■ WHAT IS ASKED
Each line that holds the string "index" counts once; say how many such lines there are and add nothing.

• • • • • • •

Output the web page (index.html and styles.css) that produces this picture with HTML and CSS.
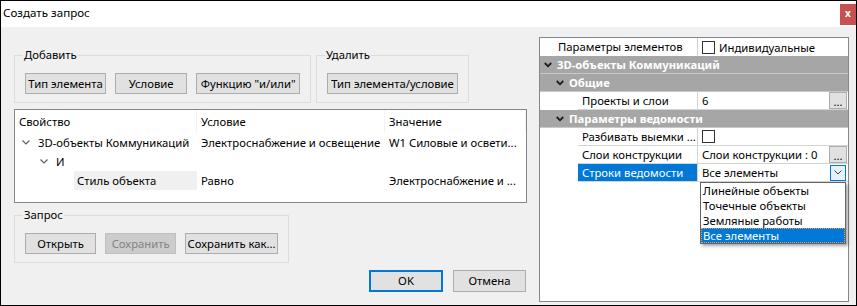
FILE: index.html
```html
<!DOCTYPE html>
<html lang="ru">
<head>
<meta charset="utf-8">
<title>Создать запрос</title>
<link rel="stylesheet" href="styles.css">
</head>
<body>
<div class="window">
  <div class="titlebar">
    <span class="title">Создать запрос</span>
    <span class="close">x</span>
  </div>
  <div class="client">
    <div class="left">
      <div class="top-groups">
        <fieldset class="group g-add">
          <legend>Добавить</legend>
          <button class="btn w-type">Тип элемента</button>
          <button class="btn w-cond">Условие</button>
          <button class="btn w-func">Функцию "и/или"</button>
        </fieldset>
        <fieldset class="group g-del">
          <legend>Удалить</legend>
          <button class="btn w-del">Тип элемента/условие</button>
        </fieldset>
      </div>
      <div class="tree">
        <div class="tr head"><div class="c">Свойство</div><div class="c">Условие</div><div class="c">Значение</div></div>
        <div class="tr"><div class="c lvl0"><svg class="tchev" width="8" height="5" viewBox="0 0 8 5"><polyline points="0.5,0.5 4,4 7.5,0.5" fill="none" stroke="#606060" stroke-width="1.2"/></svg>3D-объекты Коммуникаций</div><div class="c">Электроснабжение и освещение</div><div class="c">W1 Силовые и освети...</div></div>
        <div class="tr"><div class="c lvl1"><svg class="tchev" width="8" height="5" viewBox="0 0 8 5"><polyline points="0.5,0.5 4,4 7.5,0.5" fill="none" stroke="#606060" stroke-width="1.2"/></svg>И</div><div class="c"></div><div class="c"></div></div>
        <div class="tr"><div class="c lvl2"><span class="hl">Стиль объекта</span></div><div class="c">Равно</div><div class="c">Электроснабжение и ...</div></div>
      </div>
      <fieldset class="group g-query">
        <legend>Запрос</legend>
        <button class="btn w-open">Открыть</button>
        <button class="btn w-save" disabled>Сохранить</button>
        <button class="btn w-saveas">Сохранить как...</button>
      </fieldset>
      <div class="dlg-btns">
        <button class="btn w-ok">OK</button>
        <button class="btn w-cancel">Отмена</button>
      </div>
    </div>
    <div class="pgrid">
      <div class="prow top"><div class="plabel">Параметры элементов</div><div class="pval"><span class="chk"></span>Индивидуальные</div></div>
      <div class="pcat l0"><svg class="pchev" width="8" height="6" viewBox="0 0 8 6"><polyline points="0.8,1 4,4.3 7.2,1" fill="none" stroke="#1a1a1a" stroke-width="1.8"/></svg>3D-объекты Коммуникаций</div>
      <div class="pcat l1"><svg class="pchev" width="8" height="6" viewBox="0 0 8 6"><polyline points="0.8,1 4,4.3 7.2,1" fill="none" stroke="#1a1a1a" stroke-width="1.8"/></svg>Общие</div>
      <div class="prow child"><div class="plabel">Проекты и слои</div><div class="pval"><span class="vtext">6</span><span class="dots">...</span></div></div>
      <div class="pcat l1"><svg class="pchev" width="8" height="6" viewBox="0 0 8 6"><polyline points="0.8,1 4,4.3 7.2,1" fill="none" stroke="#1a1a1a" stroke-width="1.8"/></svg>Параметры ведомости</div>
      <div class="prow child"><div class="plabel">Разбивать выемки ...</div><div class="pval"><span class="chk"></span></div></div>
      <div class="prow child"><div class="plabel">Слои конструкции</div><div class="pval"><span class="vtext">Слои конструкции : 0</span><span class="dots">...</span></div></div>
      <div class="prow child sel"><div class="plabel">Строки ведомости</div><div class="pval"><span class="vtext">Все элементы</span><span class="ddbtn"><svg width="8" height="5" viewBox="0 0 8 5"><polyline points="0.5,0.5 4,4 7.5,0.5" fill="none" stroke="#404040" stroke-width="1"/></svg></span></div></div>
      <ul class="dropdown">
        <li>Линейные объекты</li>
        <li>Точечные объекты</li>
        <li>Земляные работы</li>
        <li class="cur">Все элементы</li>
      </ul>
    </div>
  </div>
</div>
</body>
</html>
```
FILE: styles.css
```css
* { box-sizing: border-box; }
html, body { margin: 0; padding: 0; }
body {
  font-family: "Noto Sans", "Open Sans", sans-serif;
  font-size: 11.3px;
  color: #000;
  background: #f0f0f0;
}
.window {
  width: 857px;
  height: 306px;
  border: 1px solid #000;
  background: #f0f0f0;
  display: flex;
  flex-direction: column;
}
.titlebar {
  height: 26px;
  background: #fff;
  display: flex;
  justify-content: space-between;
  align-items: flex-start;
  flex: none;
}
.title {
  margin: 4px 0 0 2px;
  line-height: 15px;
  font-size: 11.6px;
}
.close {
  margin-top: 3px;
  width: 16px;
  height: 21px;
  background: #c75050;
  color: #fff;
  font-weight: bold;
  font-size: 10px;
  line-height: 19px;
  text-align: center;
}
.client {
  flex: 1;
  display: flex;
  align-items: flex-start;
}
.left {
  width: 526px;
  padding-left: 13px;
  padding-top: 21px;
  display: flex;
  flex-direction: column;
}
.top-groups {
  display: flex;
  gap: 5px;
}
.group {
  margin: 0;
  border: 1px solid #dcdcdc;
  padding: 11px 10px 8px 10px;
  display: flex;
  gap: 8px;
  min-width: 0;
}
.group legend {
  padding: 0 1px;
  margin-left: -2px;
  line-height: 14px;
  font-size: 11.3px;
}
.g-add { width: 297px; gap: 8px; }
.g-del { width: 153px; }
.btn {
  font-family: inherit;
  font-size: 11.3px;
  color: #000;
  background: #e1e1e1;
  border: 1px solid #adadad;
  height: 21px;
  padding: 0;
  margin: 0;
  line-height: 18px;
  white-space: nowrap;
}
.w-type { width: 82px; }
.w-cond { width: 73px; margin-left: 1px; }
.w-func { width: 105px; margin-left: 1px; }
.w-del { width: 131px; }
.w-open { width: 72px; }
.w-save { width: 72px; margin-left: 1px; background: #cccccc; border-color: #bfbfbf; color: #838383; }
.w-saveas { width: 94px; margin-left: 1px; }

.tree {
  margin-top: 6px;
  width: 513px;
  height: 94px;
  border: 1px solid #828790;
  background: #fff;
}
.tr {
  display: grid;
  grid-template-columns: 182px 188px 1fr;
  height: 19px;
  align-items: stretch;
}
.tr.head { height: 23px; }
.tr.head .c { border-right: 1px solid #f2f2f2; }
.c {
  padding-left: 4px;
  white-space: nowrap;
  overflow: hidden;
  display: flex;
  align-items: center;
  line-height: 15px;
}
.lvl0 { padding-left: 7px; }
.lvl1 { padding-left: 25px; }
.lvl2 { padding-left: 59px; }
.tchev { margin-right: 8px; flex: none; }
.hl {
  background: #f0f0f0;
  align-self: stretch;
  flex: 1;
  padding-left: 3px;
  display: flex;
  align-items: center;
}

.g-query {
  margin-top: 5px;
  width: 275px;
}
.dlg-btns {
  margin-top: 7px;
  display: flex;
  justify-content: flex-end;
  gap: 10px;
  padding-right: 1px;
}
.w-ok { width: 74px; height: 22px; border: 2px solid #0078d7; }
.w-cancel { width: 73px; height: 22px; }

.pgrid {
  position: relative;
  margin-top: 10px;
  margin-left: 12px;
  width: 310px;
  height: 265px;
  border: 1px solid #828790;
  background: #fff;
}
.prow {
  height: 18px;
  display: flex;
}
.plabel {
  white-space: nowrap;
  overflow: hidden;
  line-height: 17px;
  flex: none;
}
.prow.top .plabel { width: 157px; padding-left: 18px; }
.prow.child { padding-left: 38px; }
.prow.child .plabel {
  width: 119px;
  padding-left: 4px;
  border-bottom: 1px solid #d4d4d4;
}
.pval {
  flex: 1;
  border-left: 1px solid #d4d4d4;
  border-bottom: 1px solid #d4d4d4;
  padding-left: 4px;
  padding-right: 1px;
  display: flex;
  align-items: center;
  line-height: 17px;
  white-space: nowrap;
}
.prow.top .pval { border-bottom: none; }
.vtext { flex: 1; }
.chk {
  width: 13px;
  height: 13px;
  border: 1px solid #333;
  background: #fff;
  margin-right: 4px;
  flex: none;
}
.dots {
  width: 18px;
  height: 17px;
  background: #e1e1e1;
  border: 1px solid #adadad;
  font-size: 11px;
  line-height: 17px;
  text-align: center;
  align-self: flex-start;
}
.ddbtn {
  width: 16px;
  height: 16px;
  background: #e5f1fb;
  border: 1px solid #0078d7;
  display: flex;
  align-items: center;
  justify-content: center;
  margin-right: 1px;
}
.prow.sel .plabel { background: #0078d7; color: #fff; }
.pcat {
  height: 18px;
  background: #a6a6a6;
  color: #fff;
  font-weight: bold;
  display: flex;
  align-items: center;
  line-height: 17px;
  border-bottom: 1px solid #c8c8c8;
  white-space: nowrap;
}
.pcat.l0 { padding-left: 4px; }
.pcat.l1 { padding-left: 16px; }
.pchev { margin-right: 5px; flex: none; }
.dropdown {
  position: absolute;
  left: 160px;
  top: 144px;
  width: 146px;
  margin: 0;
  padding: 0;
  list-style: none;
  background: #fff;
  border: 1px solid #646464;
  box-shadow: 2px 2px 3px rgba(0,0,0,0.35);
}
.dropdown li {
  height: 15px;
  line-height: 15px;
  padding-left: 2px;
}
.dropdown li.cur {
  background: #0078d7;
  color: #fff;
  outline: 1px dotted #e8a040;
  outline-offset: -1px;
}
```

• • • • • • •

■ CORRECT ANSWER
2